● **Dataset excerpts**
=======

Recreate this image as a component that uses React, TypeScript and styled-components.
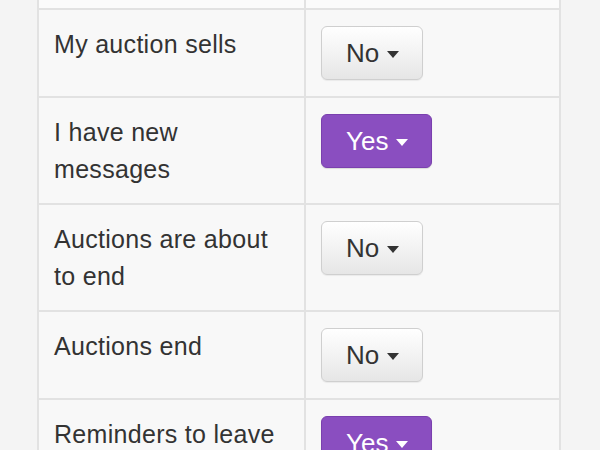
import * as React from 'react'
import styled, {createGlobalStyle} from 'styled-components'

const Global = createGlobalStyle`
  html, body {
    margin: 0;
    padding: 0;
    background: #f4f4f4;
    font-family: "Liberation Sans", Arial, Helvetica, sans-serif;
    color: #333;
  }
`

const Page = styled.div`
  height: 450px;
  overflow: hidden;
`

const Table = styled.div`
  margin-left: 37px;
  width: 524px;
  box-sizing: border-box;
  border-left: 2px solid #e2e2e2;
  border-right: 2px solid #e2e2e2;
`

const Row = styled.div<{$stub?: boolean}>`
  display: grid;
  grid-template-columns: 267px 1fr;
  border-bottom: 2px solid #e2e2e2;
  background: ${p => (p.$stub ? '#fbfbfb' : '#f8f8f8')};
  height: ${p => (p.$stub ? '8px' : 'auto')};
`

const Label = styled.div<{$empty?: boolean}>`
  border-right: 2px solid #e2e2e2;
  padding: ${p => (p.$empty ? '0' : '16px 14px 16px 15px')};
  font-size: 25px;
  letter-spacing: 0.3px;
  line-height: 36.5px;
`

const Control = styled.div`
  padding: 16px 16px 16px 15px;
`

const Toggle = styled.button<{$on: boolean}>`
  display: inline-flex;
  align-items: center;
  box-sizing: border-box;
  height: 54px;
  padding: 0 23px 0 24px;
  border-radius: 6px;
  font-family: inherit;
  font-size: 26px;
  line-height: 36px;
  cursor: pointer;
  border: 1px solid ${p => (p.$on ? '#7a40ae' : '#cfcfcf')};
  color: ${p => (p.$on ? '#fff' : '#333')};
  background: ${p => (p.$on ? '#8a4ec0' : 'linear-gradient(to bottom, #ffffff 0%, #e6e6e6 100%)')};
  box-shadow: ${p => (p.$on ? '0 1px 1px rgba(0,0,0,0.12)' : 'inset 0 1px 0 rgba(255,255,255,0.15), 0 1px 1px rgba(0,0,0,0.06)')};
`

const Caret = styled.span`
  display: inline-block;
  width: 0;
  height: 0;
  margin-left: 8px;
  margin-top: 2px;
  border-top: 7px solid currentColor;
  border-left: 6.5px solid transparent;
  border-right: 6.5px solid transparent;
`

const settings: {label: string; on: boolean}[] = [
  {label: 'My auction sells', on: false},
  {label: 'I have new messages', on: true},
  {label: 'Auctions are about to end', on: false},
  {label: 'Auctions end', on: false},
  {label: 'Reminders to leave feedback', on: true},
]

export default function App() {
  return (
    <Page>
      <Global />
      <Table>
        <Row $stub={true}>
          <Label $empty={true} />
          <div />
        </Row>
        {settings.map(s => (
          <Row key={s.label}>
            <Label>{s.label}</Label>
            <Control>
              <Toggle $on={s.on}>
                {s.on ? 'Yes' : 'No'}
                <Caret />
              </Toggle>
            </Control>
          </Row>
        ))}
      </Table>
    </Page>
  )
}
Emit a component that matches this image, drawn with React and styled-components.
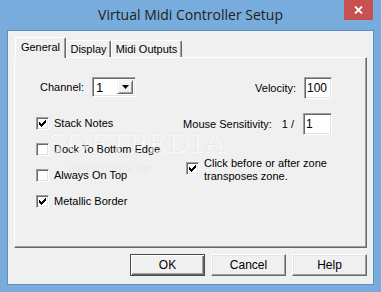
import React from 'react';
import styled, { createGlobalStyle } from 'styled-components';

const Global = createGlobalStyle`
  html, body { margin: 0; padding: 0; }
  body { background: #78acdc; font-family: "Liberation Sans", Arial, sans-serif; }
  #root { width: 381px; height: 292px; }
`;

const Window = styled.div`
  position: relative;
  width: 381px;
  height: 292px;
  box-sizing: border-box;
  background: #78acdc;
  display: flex;
  flex-direction: column;
  padding: 0 8px 8px 8px;
`;

const TitleBar = styled.div`
  height: 31px;
  display: grid;
  grid-template-columns: 1fr auto 1fr;
  align-items: start;
`;

const Title = styled.div`
  grid-column: 2;
  font-family: "Open Sans", "Noto Sans", sans-serif;
  font-size: 14px;
  line-height: 20px;
  padding-top: 5px;
  color: #1e1e1e;
  white-space: nowrap;
`;

const CloseButton = styled.div`
  grid-column: 3;
  justify-self: end;
  width: 29px;
  height: 20px;
  background: #c75050;
  display: flex;
  align-items: center;
  justify-content: center;
`;

const Client = styled.div`
  flex: 1;
  background: #f0f0f0;
  box-shadow: 0 0 0 1px #5f8fbf;
  display: flex;
  flex-direction: column;
  padding: 6px 6px 8px 6px;
`;

const TabRow = styled.div`
  display: flex;
  align-items: flex-end;
  height: 20px;
  padding-left: 1px;
  position: relative;
  z-index: 1;
`;

const Tab = styled.div`
  box-sizing: border-box;
  width: ${p => p.$w}px;
  height: ${p => (p.$active ? 21 : 17)}px;
  margin-bottom: ${p => (p.$active ? -1 : 0)}px;
  background: #f0f0f0;
  border-top: 1px solid #fff;
  border-left: 1px solid #fff;
  border-right: 1px solid #696969;
  box-shadow: inset -1px 0 0 #a0a0a0;
  border-top-left-radius: 2px;
  border-top-right-radius: 2px;
  font-size: 11px;
  color: #000;
  display: flex;
  justify-content: center;
  padding-top: ${p => (p.$active ? 3 : 2)}px;
  line-height: 13px;
`;

const Panel = styled.div`
  position: relative;
  height: 191px;
  box-sizing: border-box;
  border-top: 1px solid #fff;
  border-left: 1px solid #fff;
  border-right: 1px solid #696969;
  border-bottom: 1px solid #696969;
  box-shadow: inset -1px -1px 0 #a0a0a0;
  display: flex;
  justify-content: space-between;
  padding: 19px 34px 0 21px;
  font-size: 11px;
  color: #000;
`;

const LeftCol = styled.div`
  display: flex;
  flex-direction: column;
`;

const RightCol = styled.div`
  width: 146px;
  display: flex;
  flex-direction: column;
  align-items: flex-end;
`;

const FieldRow = styled.div`
  display: flex;
  align-items: center;
  height: ${p => p.$h}px;
  margin-left: ${p => p.$ml || 0}px;
  margin-bottom: ${p => p.$mb || 0}px;
`;

const Label = styled.span`
  margin-right: ${p => p.$mr}px;
  white-space: nowrap;
`;

const Sunken = styled.div`
  box-sizing: border-box;
  width: ${p => p.$w}px;
  height: ${p => p.$h}px;
  background: #fff;
  border: 1px solid;
  border-color: #a0a0a0 #fff #fff #a0a0a0;
  box-shadow: inset 1px 1px 0 #696969, inset -1px -1px 0 #e3e3e3;
  display: flex;
  align-items: center;
  padding-left: 2px;
  font-size: 12px;
`;

const Combo = styled(Sunken)`
  justify-content: space-between;
  padding: 2px 2px 2px 3px;
  align-items: stretch;
`;

const ComboText = styled.span`
  display: flex;
  align-items: center;
  font-size: 13px;
`;

const ComboButton = styled.div`
  width: 16px;
  box-sizing: border-box;
  background: #f0f0f0;
  border: 1px solid;
  border-color: #f0f0f0 #696969 #696969 #f0f0f0;
  box-shadow: inset 1px 1px 0 #fff, inset -1px -1px 0 #a0a0a0;
  display: flex;
  align-items: center;
  justify-content: center;
`;

const CheckList = styled.div`
  display: flex;
  flex-direction: column;
  gap: 13px;
  margin-top: 20px;
`;

const CheckRow = styled.div`
  display: flex;
  align-items: ${p => (p.$top ? 'flex-start' : 'center')};
  height: ${p => (p.$top ? 'auto' : '13px')};
  align-self: ${p => (p.$start ? 'flex-start' : 'auto')};
  margin-top: ${p => p.$mt || 0}px;
`;

const Box = styled.div`
  box-sizing: border-box;
  width: 13px;
  height: 13px;
  flex: none;
  background: #fff;
  border: 1px solid;
  border-color: #a0a0a0 #fff #fff #a0a0a0;
  box-shadow: inset 1px 1px 0 #696969, inset -1px -1px 0 #e3e3e3;
  margin-top: ${p => p.$mt || 0}px;
  display: flex;
  align-items: flex-start;
  justify-content: flex-start;
  padding: 2px 0 0 2px;
`;

const CheckText = styled.span`
  margin-left: 5px;
  line-height: 13px;
  white-space: nowrap;
`;

const ButtonRow = styled.div`
  display: flex;
  justify-content: flex-end;
  gap: 6px;
  margin-top: 6px;
`;

const Button = styled.div`
  box-sizing: border-box;
  width: 75px;
  height: 22px;
  background: #f0f0f0;
  border: 1px solid;
  border-color: ${p => (p.$default ? '#4a4a4a' : '#fff #696969 #696969 #fff')};
  box-shadow: ${p =>
    p.$default
      ? 'inset 1px 1px 0 #fff, inset -1px -1px 0 #696969, inset -2px -2px 0 #a0a0a0'
      : 'inset -1px -1px 0 #a0a0a0, inset 1px 1px 0 #e3e3e3'};
  display: flex;
  align-items: center;
  justify-content: center;
  font-size: 12px;
  color: #000;
`;

const Watermark = styled.div`
  position: absolute;
  left: 32px;
  top: 67px;
  font-family: "Liberation Serif", serif;
  font-size: 30px;
  letter-spacing: 2px;
  color: rgba(0, 0, 0, 0.035);
  text-shadow: 1px 1px 0 rgba(255, 255, 255, 0.6);
  pointer-events: none;
`;

const WatermarkUrl = styled.div`
  position: absolute;
  left: 53px;
  top: 105px;
  font-size: 10px;
  color: rgba(0, 0, 0, 0.06);
  pointer-events: none;
`;

const CHECK_PIXELS = [
  [6, 0], [5, 1], [6, 1], [0, 2], [4, 2], [5, 2], [6, 2],
  [0, 3], [1, 3], [3, 3], [4, 3], [5, 3],
  [0, 4], [1, 4], [2, 4], [3, 4], [4, 4],
  [1, 5], [2, 5], [3, 5], [2, 6],
];

function CheckMark() {
  return (
    <svg width="7" height="7" viewBox="0 0 7 7" shapeRendering="crispEdges">
      {CHECK_PIXELS.map(([x, y]) => (
        <rect key={`${x}-${y}`} x={x} y={y} width="1" height="1" fill="#000" />
      ))}
    </svg>
  );
}

function CheckBox({ checked, mt }) {
  return <Box $mt={mt}>{checked && <CheckMark />}</Box>;
}

export default function App() {
  return (
    <>
      <Global />
      <Window>
        <TitleBar>
          <Title>Virtual Midi Controller Setup</Title>
          <CloseButton>
            <svg width="9" height="8" viewBox="0 0 9 8">
              <path d="M1 0.5 L8 7.5 M8 0.5 L1 7.5" stroke="#fff" strokeWidth="1.8" />
            </svg>
          </CloseButton>
        </TitleBar>
        <Client>
          <TabRow>
            <Tab $w={51} $active>General</Tab>
            <Tab $w={45}>Display</Tab>
            <Tab $w={71}>Midi Outputs</Tab>
          </TabRow>
          <Panel>
            <Watermark>SOFTPEDIA</Watermark>
            <WatermarkUrl>www.softpedia.com</WatermarkUrl>
            <LeftCol>
              <FieldRow $h={20} $ml={4}>
                <Label $mr={8}>Channel:</Label>
                <Combo $w={44} $h={20}>
                  <ComboText>1</ComboText>
                  <ComboButton>
                    <svg width="7" height="4" viewBox="0 0 7 4">
                      <path d="M0 0 H7 L3.5 4 Z" fill="#000" />
                    </svg>
                  </ComboButton>
                </Combo>
              </FieldRow>
              <CheckList>
                <CheckRow>
                  <CheckBox checked />
                  <CheckText>Stack Notes</CheckText>
                </CheckRow>
                <CheckRow>
                  <CheckBox />
                  <CheckText>Dock To Bottom Edge</CheckText>
                </CheckRow>
                <CheckRow>
                  <CheckBox />
                  <CheckText>Always On Top</CheckText>
                </CheckRow>
                <CheckRow>
                  <CheckBox checked />
                  <CheckText>Metallic Border</CheckText>
                </CheckRow>
              </CheckList>
            </LeftCol>
            <RightCol>
              <FieldRow $h={22} $mb={14}>
                <Label $mr={8}>Velocity:</Label>
                <Sunken $w={28} $h={22}>100</Sunken>
              </FieldRow>
              <FieldRow $h={22}>
                <Label $mr={10}>Mouse Sensitivity:</Label>
                <Label $mr={9}>1 /</Label>
                <Sunken $w={29} $h={22}>1</Sunken>
              </FieldRow>
              <CheckRow $top $start $mt={22}>
                <CheckBox checked mt={5} />
                <CheckText>
                  Click before or after zone
                  <br />
                  transposes zone.
                </CheckText>
              </CheckRow>
            </RightCol>
          </Panel>
          <ButtonRow>
            <Button $default>OK</Button>
            <Button>Cancel</Button>
            <Button>Help</Button>
          </ButtonRow>
        </Client>
      </Window>
    </>
  );
}
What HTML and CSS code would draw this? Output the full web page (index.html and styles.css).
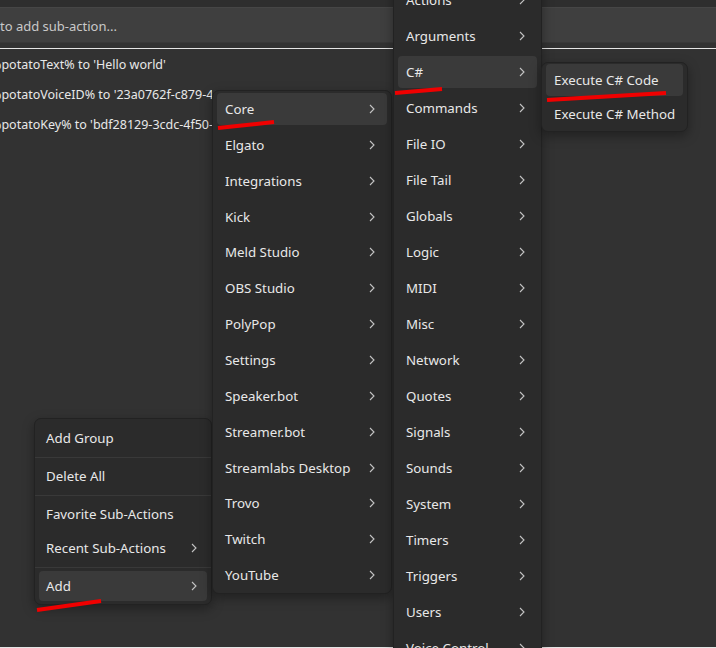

=======

● **The exercise**
Check each line of the data above for the string "this", then report how many lines have it, with no other words.

● **Solution to the exercise**
3